= Peter Yeadon =

American architect

Peter Yeadon (born 1965) is an American architect and designer. He is a professor of Industrial Design at the Rhode Island School of Design, where he has taught since 2002.

== Early years and education ==
Yeadon was born in Truro, Nova Scotia, Canada. After studying engineering at Dalhousie University, he graduated with a Master of Architecture degree from Dalhousie University in 1989. Prior to teaching at Rhode Island School of Design, he was a faculty member at Cornell University and the University of Toronto.

== Career ==
Based in New York City, Yeadon is known for his research in advanced materials for architecture and industrial design. At the start of the 21st Century, he was an early proponent of adapting emerging material technologies to architecture, producing projects, essays, and lectures on the potential of biotechnology and nanotechnology. By 2005, Yeadon was recognized as a thought leader on nanotech in architecture, presenting “Year 2050: Cities in the Age of Nanotechnology” at the UIA XXII World Congress on Architecture in Istanbul, Turkey.

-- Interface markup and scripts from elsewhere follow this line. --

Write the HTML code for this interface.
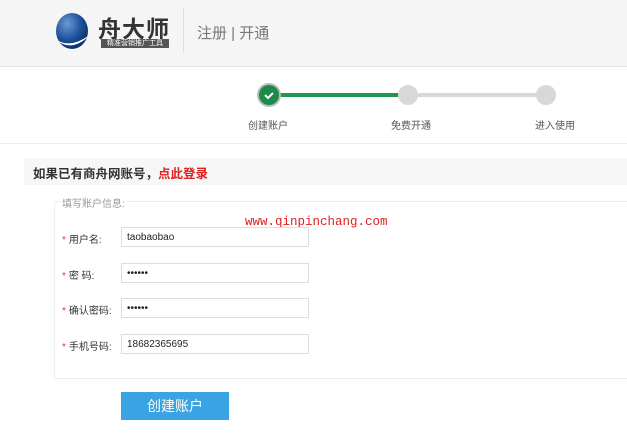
<!DOCTYPE html>
<html><head><meta charset="utf-8"><style>
body{margin:0;width:627px;height:445px;background:#fff;font-family:"Liberation Sans","Noto Sans CJK SC",sans-serif;position:relative;overflow:hidden}
.a{position:absolute}
.hdr{left:0;top:0;width:627px;height:66px;background:#f5f5f5;border-bottom:1px solid #e6e6e6}
.inp{position:absolute;left:121px;height:20px;border:1px solid #ddd;background:#fff;font-size:10px;line-height:20px;padding-left:5px;box-sizing:border-box;width:188px;color:#222}
.lbl{position:absolute;left:62px;font-size:10px;color:#333}
.lbl b{color:#e33;font-weight:normal;margin-right:3px}
.c{position:absolute;width:20px;height:20px;border-radius:50%;background:#d8d8d8;top:85px}
.st{position:absolute;top:117px;font-size:10px;color:#555}
</style></head><body>
<div class="a hdr"></div>
<svg class="a" style="left:54px;top:12px" width="36" height="40" viewBox="0 0 36 40">
<defs><radialGradient id="g" cx="0.35" cy="0.3" r="0.75"><stop offset="0" stop-color="#6a9ad6"/><stop offset="0.6" stop-color="#1d4f98"/><stop offset="1" stop-color="#0a2e66"/></radialGradient></defs>
<ellipse cx="18" cy="19" rx="16" ry="18" fill="url(#g)"/>
<path d="M1 27 Q16 37 34 24 Q30 30 20 33 Q10 35 1 27Z" fill="#fff"/>
</svg>
<div class="a" style="left:98px;top:10px;font-size:23px;font-weight:bold;color:#333;letter-spacing:1px">舟大师</div>
<div class="a" style="left:101px;top:39px;width:68px;height:9px;background:#555;color:#fff;font-size:7px;line-height:9px;text-align:center">精准营销推广工具</div>
<div class="a" style="left:183px;top:8px;width:1px;height:45px;background:#ddd"></div>
<div class="a" style="left:197px;top:22px;font-size:15px;color:#777">注册 | 开通</div>
<div class="a" style="left:269px;top:93px;width:139px;height:4px;background:#1e9650"></div>
<div class="a" style="left:408px;top:93px;width:138px;height:4px;background:#d8d8d8"></div>
<div class="c" style="left:259px;background:#1e8a4a;box-shadow:0 0 0 2px #bbb"><svg width="20" height="20"><path d="M6 10l3 3 5-5" stroke="#fff" stroke-width="2" fill="none"/></svg></div>
<div class="c" style="left:398px"></div>
<div class="c" style="left:536px"></div>
<div class="st" style="left:248px">创建账户</div>
<div class="st" style="left:391px">免费开通</div>
<div class="st" style="left:535px">进入使用</div>
<div class="a" style="left:0;top:143px;width:627px;height:1px;background:#eee"></div>
<div class="a" style="left:24px;top:158px;width:603px;height:27px;background:#f7f7f7"></div>
<div class="a" style="left:33px;top:163px;font-size:12.5px;font-weight:bold;color:#333">如果已有商舟网账号，<span style="color:#e02020">点此登录</span></div>
<div class="a" style="left:54px;top:201px;width:580px;height:176px;border:1px solid #eee;border-radius:3px"></div>
<div class="a" style="left:60px;top:195px;background:#fff;padding:0 2px;font-size:10px;color:#999">填写账户信息:</div>
<div class="a" style="left:245px;top:215px;font-family:'Liberation Mono',monospace;font-size:12.5px;color:#e02020">www.qinpinchang.com</div>
<div class="lbl" style="top:231px"><b>*</b>用户名:</div><div class="inp" style="top:227px">taobaobao</div>
<div class="lbl" style="top:267px"><b>*</b>密 码:</div><div class="inp" style="top:263px">••••••</div>
<div class="lbl" style="top:302px"><b>*</b>确认密码:</div><div class="inp" style="top:298px">••••••</div>
<div class="lbl" style="top:338px"><b>*</b>手机号码:</div><div class="inp" style="top:334px">18682365695</div>
<div class="a" style="left:121px;top:392px;width:108px;height:28px;background:#3aa3e3;color:#fff;font-size:14px;line-height:28px;text-align:center">创建账户</div>
</body></html>
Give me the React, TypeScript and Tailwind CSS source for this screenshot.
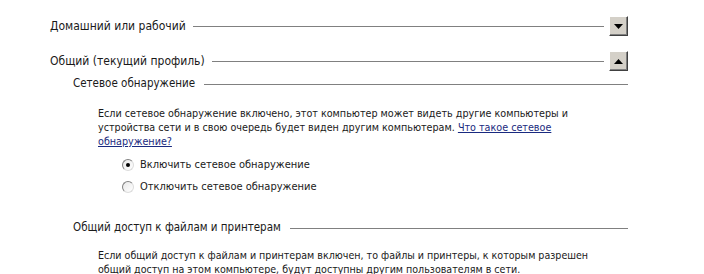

Throughout the mid-2000s, Yeadon expanded his focus on nanotechnology and biotechnology in architecture and design, shifting his interest toward programmable matter and nanorobotics (molecular machines, including DNA-based devices). His “nBots: Nanorobotic Environments” project was an early illustration of an architecture made of self-assembling nanomachines. During the same period, Yeadon also involved his RISD students in exploring design applications for nanomaterials and nanomachines.

By 2010, Yeadon was more fully focused on putting theory into practice. He had been experimenting with nanomaterials and smart materials, and he began using carbon nanotubes (CNTs) to create new substances for architecture and design, at a lab at MEx in Brooklyn. At the same time, he was also developing applications that make use of synthetic biology. Yeadon created buckypapers and electrically-conductive CNT coatings for artificial muscles in that lab, and was perhaps the first architect to experiment directly with carbon nanotubes, nanosheets, and nanoparticles. By the end of that pivotal year, he returned to writing, targeting “Four Approaches to Nanotechnology in Design Innovation.” That work evolved throughout the 2010s and into his practice today, Yeadon Space Agency, which pursues materials-driven innovation, and his teaching.

He serves on the Advisory Council of the Climate Museum.

== Honors and awards ==
- 1989 The Royal Architectural Institute of Canada Medal of Excellence.
- 1995 Canadian Architect Award of Excellence
- 1999 Ontario Association of Architects Unbuilt Projects
- 1999 The Prix de Rome (Canada) (Rome Prize) in Architecture for Professionals.
- 2003 AIA Boston Society of Architects Unbuilt Architecture Award
- 2008 PICNIC Green Challenge Finalist
- 2012 Tri-State Open Science Challenge Award
- 2016 LAGI Glasgow Award
- 2017 MacDowell Fellowship.
- 2018 The RISD John R. Frazier Award for Excellence in Teaching, "The award is presented each year at Commencement to one full-time and one part-time faculty member who embodies the highest ideals to which our faculty aspire, and who has had an enduring influence on student learning. All students, faculty, staff, alumni, and trustees are invited to take time to carefully consider a nomination for the Frazier Award for Excellence in Teaching."

== Collections ==
Peter Yeadon - Prix de Rome project records, Canadian Centre for Architecture.

Peter Yeadon - Kinetic Reconstructive System, Moholy-Nagy Foundation.